Federal Judge In Portland Orders Changes To No-Fly List
A federal judge in Portland Tuesday ordered the U.S. Justice Department and FBI to come up with new rules for the government's no-fly list. The court found travelers labeled as potential terrorists had been deprived of their constitutional rights to due process.
Thirteen U.S. citizens challenged the no-fly list rules four years ago after being denied boarding at various airports. They include the imam of Portland's largest mosque and an Arabic language student from Seattle.
The challengers were represented by the American Civil Liberties Union. ACLU attorney Hina Shamsi says her clients could not even get confirmation that they were or were not on the terrorist watch list.

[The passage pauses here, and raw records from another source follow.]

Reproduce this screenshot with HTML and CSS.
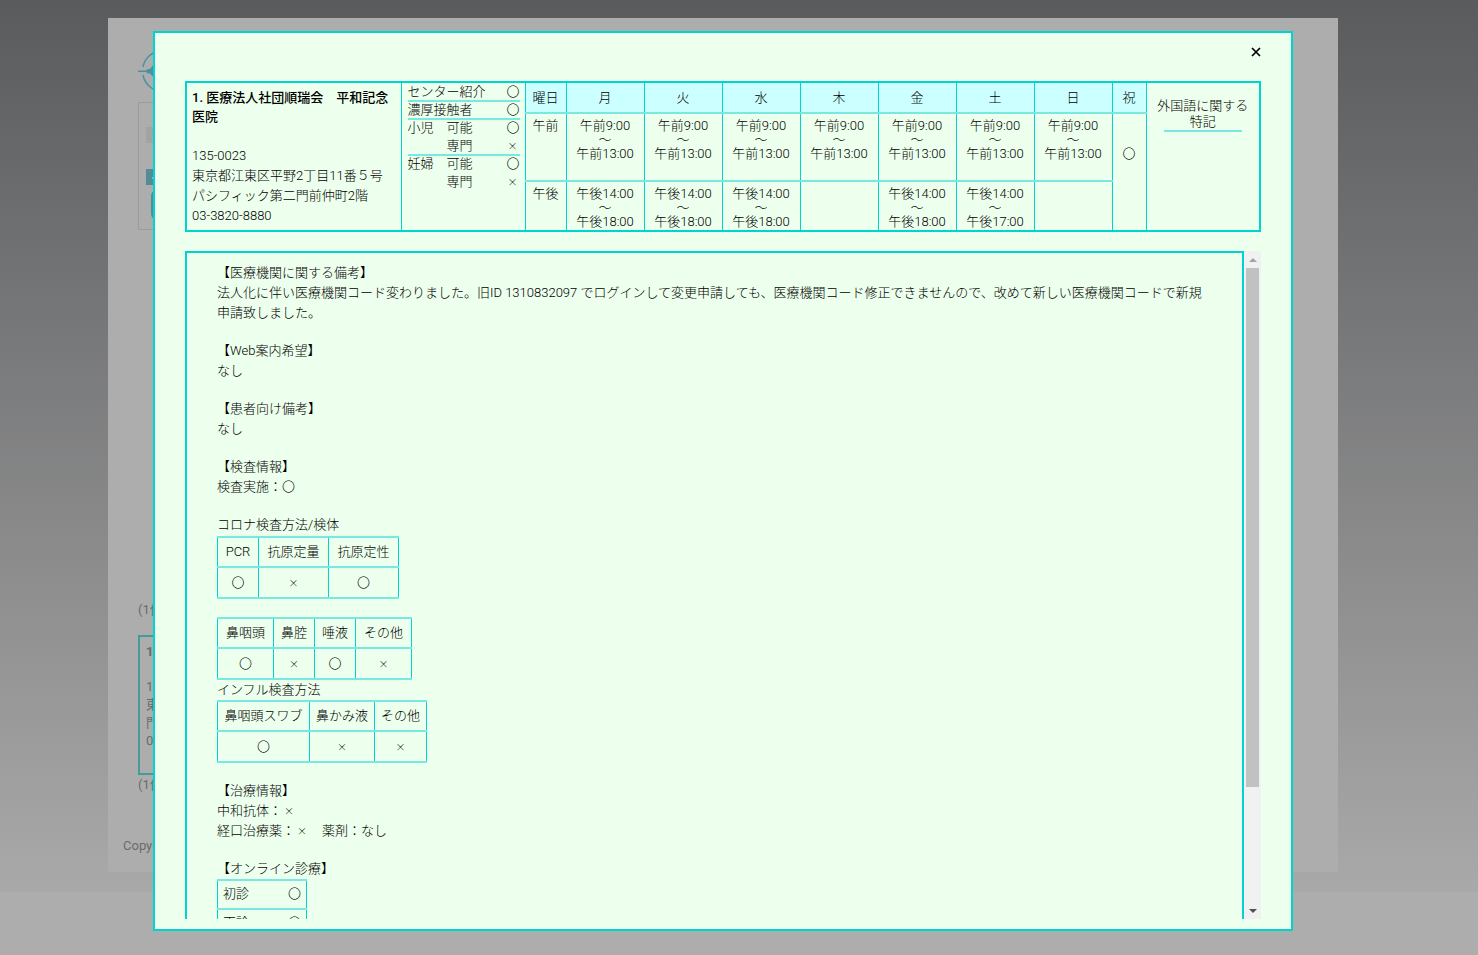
FILE: index.html
```html
<!DOCTYPE html>
<html lang="ja">
<head>
<meta charset="utf-8">
<title>診療・検査医療機関</title>
<link rel="stylesheet" href="styles.css">
</head>
<body>
<div class="backdrop">
  <div class="page">
    <header class="page-head">
      <svg class="logo" width="50" height="46" viewBox="0 0 50 46" aria-hidden="true">
        <path d="M5 19A20 20 0 0 1 21 3M29 3A20 20 0 0 1 45 19M45 27A20 20 0 0 1 29 43M21 43A20 20 0 0 1 5 27" fill="none" stroke="#4a92a0" stroke-width="1.5"/>
        <path d="M0 22.5H8L10 21H12L16 16V21.5L50 22.5V24L16 25V30L12 25.500H10L8 24H0Z" fill="#4a92a0"/>
      </svg>
    </header>
    <section class="filter">
      <div class="filter-tab"></div>
      <div class="filter-bar"><svg width="10" height="10" viewBox="0 0 10 10" aria-hidden="true"><path d="M1 6H8M4 3V9" stroke="#9fb4b9" stroke-width="2"/></svg></div>
      <div class="filter-pill"></div>
    </section>
    <p class="count">(1件</p>
    <section class="result">
      <strong>1. 医療</strong>
      <address>135-0023<br>東京都江東区<br>門前仲町2階<br>03-3820-8880</address>
    </section>
    <p class="count count-end">(1件</p>
    <footer class="copyright">Copyright</footer>
  </div>
</div>

<div class="overlay">
<div class="modal" role="dialog" aria-label="医療機関詳細">
  <div class="modal-head">
    <button class="close" type="button" aria-label="閉じる"><svg width="10" height="10" viewBox="0 0 10 10"><path d="M1 1L9 9M9 1L1 9" stroke="#000" stroke-width="1.7"/></svg></button>
  </div>

  <table class="schedule">
    <colgroup><col class="c-name"><col class="c-type"><col class="c-label"><col class="c-day" span="7"><col class="c-hol"><col class="c-lang"></colgroup>
    <tr class="r-head">
      <td class="clinic" rowspan="3"><strong>1. 医療法人社団順瑞会　平和記念医院</strong><address>135-0023<br>東京都江東区平野2丁目11番５号パシフィック第二門前仲町2階<br>03-3820-8880</address></td>
      <td class="types" rowspan="3">
        <dl>
          <div class="type line"><dt>センター紹介</dt><dd>〇</dd></div>
          <div class="type line"><dt>濃厚接触者</dt><dd>〇</dd></div>
          <div class="type"><dt>小児　可能</dt><dd>〇</dd></div>
          <div class="type line"><dt>　　　専門</dt><dd><i class="no">×</i></dd></div>
          <div class="type"><dt>妊婦　可能</dt><dd>〇</dd></div>
          <div class="type"><dt>　　　専門</dt><dd><i class="no">×</i></dd></div>
        </dl>
      </td>
      <th>曜日</th><th>月</th><th>火</th><th>水</th><th>木</th><th>金</th><th>土</th><th>日</th><th>祝</th>
      <td class="lang" rowspan="3">外国語に関する<br>特記</td>
    </tr>
    <tr class="r-am">
      <td class="time">午前</td>
      <td class="time">午前9:00<br>〜<br>午前13:00</td>
      <td class="time">午前9:00<br>〜<br>午前13:00</td>
      <td class="time">午前9:00<br>〜<br>午前13:00</td>
      <td class="time">午前9:00<br>〜<br>午前13:00</td>
      <td class="time">午前9:00<br>〜<br>午前13:00</td>
      <td class="time">午前9:00<br>〜<br>午前13:00</td>
      <td class="time">午前9:00<br>〜<br>午前13:00</td>
      <td class="time" rowspan="2"><br><br>〇</td>
    </tr>
    <tr class="r-pm">
      <td class="time">午後</td>
      <td class="time">午後14:00<br>〜<br>午後18:00</td>
      <td class="time">午後14:00<br>〜<br>午後18:00</td>
      <td class="time">午後14:00<br>〜<br>午後18:00</td>
      <td class="time"></td>
      <td class="time">午後14:00<br>〜<br>午後18:00</td>
      <td class="time">午後14:00<br>〜<br>午後17:00</td>
      <td class="time"></td>
    </tr>
  </table>

  <div class="scroller">
    <div class="detail">
      <section><h2>【医療機関に関する備考】</h2><p>法人化に伴い医療機関コード変わりました。旧ID 1310832097 でログインして変更申請しても、医療機関コード修正できませんので、改めて新しい医療機関コードで新規申請致しました。</p></section>
      <section><h2>【Web案内希望】</h2><p>なし</p></section>
      <section><h2>【患者向け備考】</h2><p>なし</p></section>
      <section><h2>【検査情報】</h2><p>検査実施：〇</p></section>
      <section>
        <p>コロナ検査方法/検体</p>
        <table class="grid">
          <colgroup><col class="w2"><col class="w4"><col class="w4"></colgroup>
          <tr><th>PCR</th><th>抗原定量</th><th>抗原定性</th></tr>
          <tr><td>〇</td><td><i class="no">×</i></td><td>〇</td></tr>
        </table>
      </section>
      <section>
        <table class="grid">
          <colgroup><col class="w3"><col class="w2"><col class="w2"><col class="w3"></colgroup>
          <tr><th>鼻咽頭</th><th>鼻腔</th><th>唾液</th><th>その他</th></tr>
          <tr><td>〇</td><td><i class="no">×</i></td><td>〇</td><td><i class="no">×</i></td></tr>
        </table>
        <p>インフル検査方法</p>
        <table class="grid grid-tight">
          <colgroup><col class="w6"><col class="w4"><col class="w3"></colgroup>
          <tr><th>鼻咽頭スワブ</th><th>鼻かみ液</th><th>その他</th></tr>
          <tr><td>〇</td><td><i class="no">×</i></td><td><i class="no">×</i></td></tr>
        </table>
      </section>
      <section><h2>【治療情報】</h2><p>中和抗体：<i class="no">×</i></p><p>経口治療薬：<i class="no">×</i>　薬剤：なし</p></section>
      <section>
        <h2>【オンライン診療】</h2>
        <table class="grid online">
          <tr><th>初診</th><td>〇</td></tr>
          <tr><th>再診</th><td>〇</td></tr>
        </table>
      </section>
    </div>
    <div class="scrollbar" aria-hidden="true">
      <span class="arrow up"></span>
      <span class="thumb"></span>
      <span class="rest"></span>
      <span class="arrow down"></span>
    </div>
  </div>
</div>
</div>
</body>
</html>
```
FILE: styles.css
```css
* { box-sizing: border-box; }
body {
  margin: 0;
  background: #adadad;
  color: #000;
  font: 300 13px/20px Roboto, "Noto Sans CJK JP", sans-serif;
}
h2, p, dl, dd { margin: 0; font: inherit; }
address, i { font-style: normal; }
strong { font-weight: 500; }

.backdrop {
  padding: 18px 140px 20px 108px;
  background: linear-gradient(#5a5b5d, #a9a9a9);
  color: #6b6b6b;
  font-weight: 400;
}
.page {
  height: 854px;
  padding: 30px 50% 0 30px;
  background: #adadad;
  overflow: hidden;
}
.page-head { height: 54px; }
.filter {
  height: 128px;
  padding: 24px 7px;
  border: 1px solid #9c9c9c;
}
.filter-tab { height: 16px; background: #a3a3a3; }
.filter-bar { height: 16px; margin-top: 26px; padding: 3px 5px; line-height: 10px; background: #548b97; }
.filter-pill {
  height: 30px;
  margin: 5px;
  border: 2px solid #548b97;
  border-radius: 6px;
}
.count { margin-top: 370px; }
.count-end { margin-top: 0; }
.result {
  height: 140px;
  margin-top: 15px;
  padding: 5px 6px;
  border: 2px solid #459b98;
}
.result strong { font-weight: 700; }
.result address { margin-top: 16px; line-height: 18px; }
.copyright { margin: 41px -15px; }

.overlay {
  position: fixed;
  inset: 0;
  padding: 31px 185px 24px 153px;
}
.modal {
  display: flex;
  flex-direction: column;
  height: 100%;
  padding: 0 30px 10px;
  border: 2px solid #00d4d0;
  background: #edffed;
}
.modal-head { display: flex; justify-content: flex-end; height: 48px; flex: none; }
.close {
  width: 20px;
  height: 20px;
  margin: 9px -5px 0 0;
  padding: 0;
  border: 0;
  background: none;
}

.schedule {
  width: 100%;
  table-layout: fixed;
  border-collapse: collapse;
  border: 2px solid #00d4d0;
  flex: none;
}
.schedule th, .schedule td {
  padding: 0;
  border: 1px solid #00d4d0;
  font-weight: inherit;
  vertical-align: top;
  text-align: center;
}
.schedule th { background: #ccffff; vertical-align: middle; border-bottom: 2px solid #78e9e0; }
.c-name { width: 215px; }
.c-type { width: 124px; }
.c-label { width: 41px; }
.c-hol { width: 34px; }
.c-lang { width: 114px; }
.r-head { height: 31px; }
.r-am { height: 68px; }
.r-pm { height: 50px; }
.r-am td:not(:last-child) { border-bottom: 2px solid #78e9e0; }
.schedule .time { padding-top: 5px; line-height: 14px; }
.schedule .clinic { padding: 5px 12px 0 5px; text-align: left; }
.clinic strong { display: block; line-height: 19px; }
.clinic address { margin-top: 20px; }
.schedule .types { padding: 1px 5px 0 6px; text-align: left; }
.type {
  display: flex;
  justify-content: space-between;
  line-height: 16px;
  border-bottom: 2px solid transparent;
}
.type.line { border-color: #78e9e0; }
.schedule .lang { padding-top: 15px; line-height: 16px; }
.lang::after {
  content: "";
  display: block;
  width: 78px;
  margin: 0 auto;
  border-top: 2px solid #78e9e0;
}

.scroller { display: flex; flex: 1; min-height: 0; margin-top: 19px; overflow: hidden; }
.detail {
  flex: 1;
  height: max-content;
  padding: 10px 36px 10px 30px;
  border: 2px solid #00d4d0;
}
section + section { margin-top: 18px; }
.grid { margin-top: 1px; border-collapse: collapse; table-layout: fixed; width: 1px; }
.grid th, .grid td {
  padding: 4px 0;
  border: 1px solid #00d4d0;
  border-top: 2px solid #78e9e0;
  border-bottom: 2px solid #78e9e0;
  font-weight: inherit;
  text-align: center;
  white-space: nowrap;
}
.grid td { padding-top: 5px; }
.w2 { width: 41px; }
.w3 { width: 56px; }
.w4 { width: 70px; }
.w6 { width: 92px; }
.grid-tight { margin-top: 0; }
.grid-tight .w3 { width: 52px; }
.grid-tight .w4 { width: 65px; }
.grid.online { width: 90px; margin-top: 0; }
.grid.online th, .grid.online td { padding: 3px 5px 4px; }
.grid.online th { border-right: 0; text-align: left; }
.grid.online td { border-left: 0; text-align: right; }
.no {
  display: inline-block;
  width: 14px;
  font: 300 10px/12px "Noto Sans CJK JP", sans-serif;
  text-align: center;
}

.scrollbar {
  display: flex;
  flex-direction: column;
  width: 17px;
  background: #f1f1f1;
  border-top-right-radius: 3px;
}
.arrow { display: grid; place-items: center; height: 17px; }
.arrow::before { content: ""; border: 4px solid transparent; }
.up::before { border-top: 0; border-bottom-color: #a3a3a3; }
.down::before { border-bottom: 0; border-top-color: #505050; }
.thumb { flex: 519; margin: 0 2px; background: #c1c1c1; }
.rest { flex: 115; }
```
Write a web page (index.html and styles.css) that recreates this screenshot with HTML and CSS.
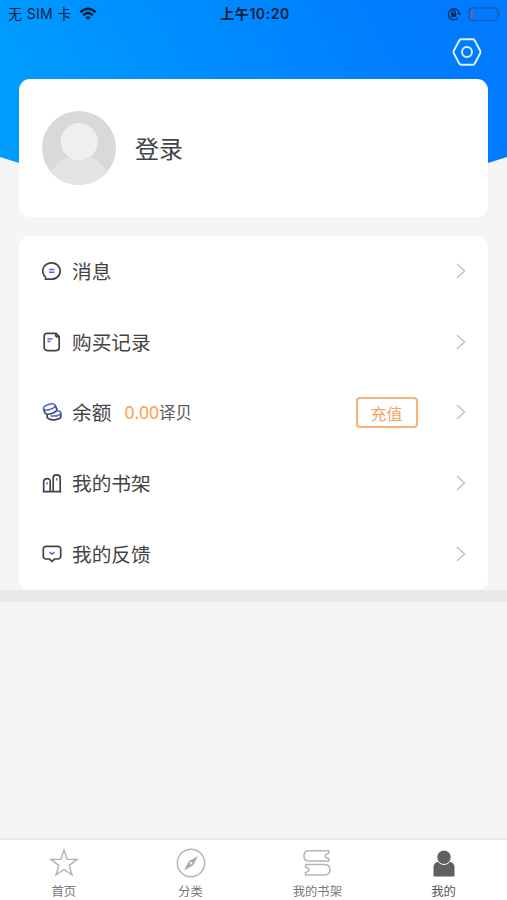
FILE: index.html
```html
<!DOCTYPE html>
<html lang="zh-CN">
<head>
<meta charset="utf-8">
<title>我的</title>
<link rel="stylesheet" href="styles.css">
</head>
<body>
<div class="app">
  <svg class="backdrop" viewBox="0 0 507 190" aria-hidden="true">
    <defs><linearGradient id="sky" gradientUnits="userSpaceOnUse" x1="70" y1="180" x2="400" y2="0"><stop offset="0" stop-color="#009cff"/><stop offset="1" stop-color="#007bff"/></linearGradient></defs>
    <path d="M0 0H507V157L488 163Q254 205 19 163L0 157Z" fill="url(#sky)"/>
  </svg>
  <header class="status">
    <div class="carrier"><span>无 SIM 卡</span>
      <svg width="18" height="14" viewBox="0 0 18 14" fill="none" stroke="#062039" stroke-width="2.5"><path d="M1.2 5.2Q9-1.8 16.8 5.2M4.1 8.2Q9 3.9 13.9 8.2"/><path d="M6.2 10.3Q9 8 11.8 10.3L9 13Z" fill="#062039" stroke="none"/></svg>
    </div>
    <div class="clock">上午10:20</div>
    <div class="power">
      <svg width="14" height="14" viewBox="0 0 14 14" fill="none" stroke="#062b55" stroke-width="1.3"><path d="M11 10.8A5.5 5.5 0 1 1 12.2 6"/><path d="M10.5 6H14L12.2 8.5Z" fill="#062b55" stroke="none"/><path d="M5 6.2V5a1.6 1.6 0 0 1 3.2 0v1.2"/><path d="M4 6h5.2v4H4z" fill="#062b55" stroke="none"/></svg>
      <svg width="33" height="14" viewBox="0 0 33 14" fill="none"><rect x="1.1" y=".8" width="28.5" height="12.6" rx="3.2" stroke="#1659a8" stroke-width="1.2"/><rect x="2.7" y="2.5" width="2.1" height="9.2" rx="1" fill="#8c5b91"/><path d="M31 4.7Q33 7 31 9.3Z" fill="#1659a8"/></svg>
    </div>
  </header>
  <div class="toolbar">
    <svg width="30" height="28" viewBox="0 0 30 28" fill="none" stroke="#e3f4ff" stroke-width="1.9" stroke-linejoin="round"><path d="M9.2 1.2H20.8Q22 1.2 22.6 2.2L28.2 12.8Q28.8 14 28.2 15.2L22.6 25.8Q22 26.8 20.8 26.8H9.2Q8 26.8 7.4 25.8L1.8 15.2Q1.2 14 1.8 12.8L7.4 2.2Q8 1.2 9.2 1.2Z"/><circle cx="15" cy="14" r="5"/></svg>
  </div>
  <section class="card profile">
    <svg class="avatar" viewBox="0 0 74 74"><defs><clipPath id="disc"><circle cx="37" cy="37" r="37"/></clipPath></defs><g clip-path="url(#disc)"><path d="M0 0h74v74H0z" fill="#d9d9d9"/><path d="M6 66Q14 50 26 46.5Q37 52 50 46.5Q60 50 68 66V74H6Z" fill="#e4e4e4"/><circle cx="37.3" cy="30.7" r="18.6" fill="#efefef"/></g></svg>
    <span class="login">登录</span>
  </section>
  <main class="card menu">
    <div class="row">
      <svg class="icon" viewBox="0 0 20 20"><path d="M4.2 16.6A8.7 8.2 0 1 1 10.4 18.2H3.4Q3.3 17.4 4.2 16.6"/><path class="accent" d="M7.2 8.4h5.2M7.2 11.3h5.2"/></svg>
      <span class="label">消息</span><svg class="chevron" viewBox="0 0 10 16"><path d="M1 1l7.5 7L1 15"/></svg>
    </div>
    <div class="row">
      <svg class="icon" viewBox="0 0 20 20"><path d="M4.8 1.4H14L17.2 4.6V15.6a3 3 0 0 1-3 3H5.2a3 3 0 0 1-3-3V4a2.6 2.6 0 0 1 2.6-2.6ZM13.7 1.6V3.6q0 1.2 1.2 1.2H17"/><path class="accent" d="M5.4 7h5M5.4 9.5h3"/></svg>
      <span class="label">购买记录</span><svg class="chevron" viewBox="0 0 10 16"><path d="M1 1l7.5 7L1 15"/></svg>
    </div>
    <div class="row">
      <svg class="icon" viewBox="0 0 20 20"><path d="M1.5 6.5L3 11Q5 13.4 10.4 11.2Q14.8 9.6 14.8 7.2L13 3M5.2 12.5V15.2Q7 18.2 12.8 17.8Q18.8 17.2 18.8 14.8V10.8"/><path class="accent" d="M1.5 6.5Q1 4.6 5.8 2.8Q11.8.6 13 3Q14 5.2 8.5 7.3Q2.8 9.3 1.5 6.5ZM14.5 8.8Q18.8 9 18.8 11Q18 14.6 8.5 14"/></svg>
      <span class="label">余额</span><span class="balance"><b>0.00</b>译贝</span><span class="recharge">充值</span><svg class="chevron" viewBox="0 0 10 16"><path d="M1 1l7.5 7L1 15"/></svg>
    </div>
    <div class="row">
      <svg class="icon" viewBox="0 0 20 20"><path d="M.7 18.7H19.3M1.7 18.4V8.4Q1.7 5.7 5 5.7T8.2 8.4V18.4M11.2 18.4V4.7Q11.2 1.8 14.7 1.8T18.2 4.7V18.4"/><path class="accent" d="M5 9.2v2.2M14.7 5.2v2.2"/></svg>
      <span class="label">我的书架</span><svg class="chevron" viewBox="0 0 10 16"><path d="M1 1l7.5 7L1 15"/></svg>
    </div>
    <div class="row">
      <svg class="icon" viewBox="0 0 20 20"><path d="M4 2.4h12a2.7 2.7 0 0 1 2.7 2.7v7.2a2.7 2.7 0 0 1-2.7 2.7h-3.3L10 17.4 7.3 15H4a2.7 2.7 0 0 1-2.7-2.7V5.1A2.7 2.7 0 0 1 4 2.4Z"/><path class="accent" d="M7.5 8L10 10.2l2.5-2.2"/></svg>
      <span class="label">我的反馈</span><svg class="chevron" viewBox="0 0 10 16"><path d="M1 1l7.5 7L1 15"/></svg>
    </div>
  </main>
  <div class="divider"></div>
  <nav class="tabs">
    <div class="tab"><svg viewBox="0 0 30 30"><path d="M15 2.2L18.2 11.3 28 11.5 20.2 17.4 23 27 15 21.4 7 27 9.8 17.4 2 11.5 11.8 11.3Z"/></svg><span>首页</span></div>
    <div class="tab"><svg viewBox="0 0 30 30"><circle cx="15" cy="15" r="13.7"/><path d="M22 8L17.2 17.2 8 22.5 12.8 13.2Z" fill="#aaa" stroke="none"/><circle cx="15" cy="15.2" r="1.8" fill="#fff" stroke="#aaa" stroke-width="1"/></svg><span>分类</span></div>
    <div class="tab"><svg viewBox="0 0 30 30"><path d="M27.5 2.8H7Q2 2.8 2 8T7 13.1H27.5M26.8 2.8V5.2Q23 6.2 23 8T26.8 10.6V13M3 16.6H22Q28 16.6 28 21.8T22 27H3M3.5 16.6V18.8Q6.8 20 6.8 21.8T3.5 24.6V27"/></svg><span>我的书架</span></div>
    <div class="tab active"><svg viewBox="0 0 30 30"><path d="M4.5 28.5V19Q5 14.3 9.5 13.5Q15 18.5 20.5 13.5Q25 14.3 25.5 19V28.5Z" fill="#606060" stroke="none"/><circle cx="15" cy="9.3" r="7.2" fill="#606060" stroke="#fff" stroke-width="1"/></svg><span>我的</span></div>
  </nav>
</div>
</body>
</html>
```

FILE: styles.css
```css
* { box-sizing: border-box; }
body { margin: 0; background: #f5f5f5; font-family: "Noto Sans CJK SC", sans-serif; }
svg { display: block; flex: none; }
.app { position: relative; isolation: isolate; display: flex; flex-direction: column; width: 507px; height: 900px; overflow: hidden; }
.backdrop { position: absolute; z-index: -1; inset: 0 0 auto; width: 507px; height: 190px; }
.status { display: grid; grid-template-columns: 1fr auto 1fr; align-items: center; height: 28px; padding: 0 6px 0 8px; color: #062039; font: 500 14px/28px Inter, "Noto Sans CJK SC", sans-serif; }
.carrier { display: flex; align-items: center; gap: 7px; font-weight: 400; letter-spacing: .35px; white-space: nowrap; }
.clock { padding-left: 1px; font-weight: 600; letter-spacing: .55px; }
.power { display: flex; justify-content: flex-end; align-items: center; gap: 7px; }
.toolbar { display: flex; justify-content: flex-end; height: 51px; padding: 10px 25px 0 0; }
.card { flex: none; margin: 0 19px; background: #fff; border-radius: 11px; }
.profile { display: flex; align-items: center; gap: 19px; height: 137.5px; padding: 0 23px; }
.avatar { width: 74px; height: 74px; }
.login { font-size: 24px; line-height: 36px; color: #444; }
.menu { display: grid; grid-template-rows: repeat(5, 1fr); height: 354px; margin-top: 19.5px; padding: 0 22.5px 0 23px; }
.row { display: flex; align-items: center; padding-bottom: 1px; }
.icon { width: 20px; height: 20px; margin-right: 10px; fill: none; stroke: #414348; stroke-width: 1.7; stroke-linejoin: round; }
.icon .accent { stroke: #4965df; stroke-width: 1.5; }
.label { font-size: 19.7px; line-height: 30px; color: #444; }
.chevron { width: 10px; height: 16px; margin-left: auto; fill: none; stroke: #bec1ca; stroke-width: 1.5; }
.balance { margin-left: 13px; font-size: 16.5px; line-height: 26px; color: #5a5a5a; }
.balance b { font: 400 17.5px/26px "Noto Sans", sans-serif; color: #ff9d48; }
.recharge { width: 62px; height: 31px; margin-left: auto; border: 2px solid #fbb277; border-radius: 4px; color: #f5a366; font-size: 16px; line-height: 28px; text-align: center; }
.recharge + .chevron { margin-left: 38px; }
.divider { flex: none; height: 12px; background: #e9e9e9; }
.tabs { display: grid; grid-template-columns: repeat(4, 1fr); height: 60px; margin-top: auto; background: #fff; box-shadow: 0 -1px 2px #dedede; }
.tab { display: flex; flex-direction: column; align-items: center; padding: 8px 0 0 1px; color: #777; font-size: 12.3px; line-height: 18px; }
.tab svg { width: 30px; height: 30px; margin-bottom: 4px; fill: none; stroke: #b5b5b5; stroke-width: 1.5; }
.tab.active { padding-left: 0; color: #555; }
```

"The judge has ordered the government to create a new process that will provide our clients with notice of being on the no-fly list and the government's basis for placing them on the list so that they can meaningfully challenge it," Shamsi said.
The Justice Department declined to comment until it's had more time to review U.S. District Judge Anna Brown's ruling. The FBI maintains the confidential no-fly list. It gives the TSA access to pre-screen airline passengers.
The plaintiff from Portland, Sheikh Mohamed Kariye, said he is pleased to finally be able to challenge the information the government has used to keep him from flying.
“I have been prevented by the government from traveling to visit my family members and fulfill religious obligations for years, and it has had a devastating impact on all of us," Imam Kariye said in statement distributed by the ACLU. "After all this time, I look forward to a fair process that allows me to clear my name in court.”
Court records state that Kariye was surrounded by government officials when he tried to board a flight to Amsterdam from Portland in 2010. An airline employee told him then that he was on the no-fly list.
The other Northwest plaintiff in this case is student Elias Mustafa Mohamed of Seattle. The synopsis of his story in court records states that Mohamed is effectively trapped in Saudi Arabia.
In 2010, he traveled to Saudi Arabia to attend an Arabic language certification program. Mohamed learned that his name is on the no-fly list from an airline employee after he was denied boarding for a trip back home to Seattle.
After joining this lawsuit, the U.S. government offered Mohamed a "one-time waiver" to return to the U.S., which he has so far declined because he is uncertain he will be able to return to Saudi Arabia to complete his studies.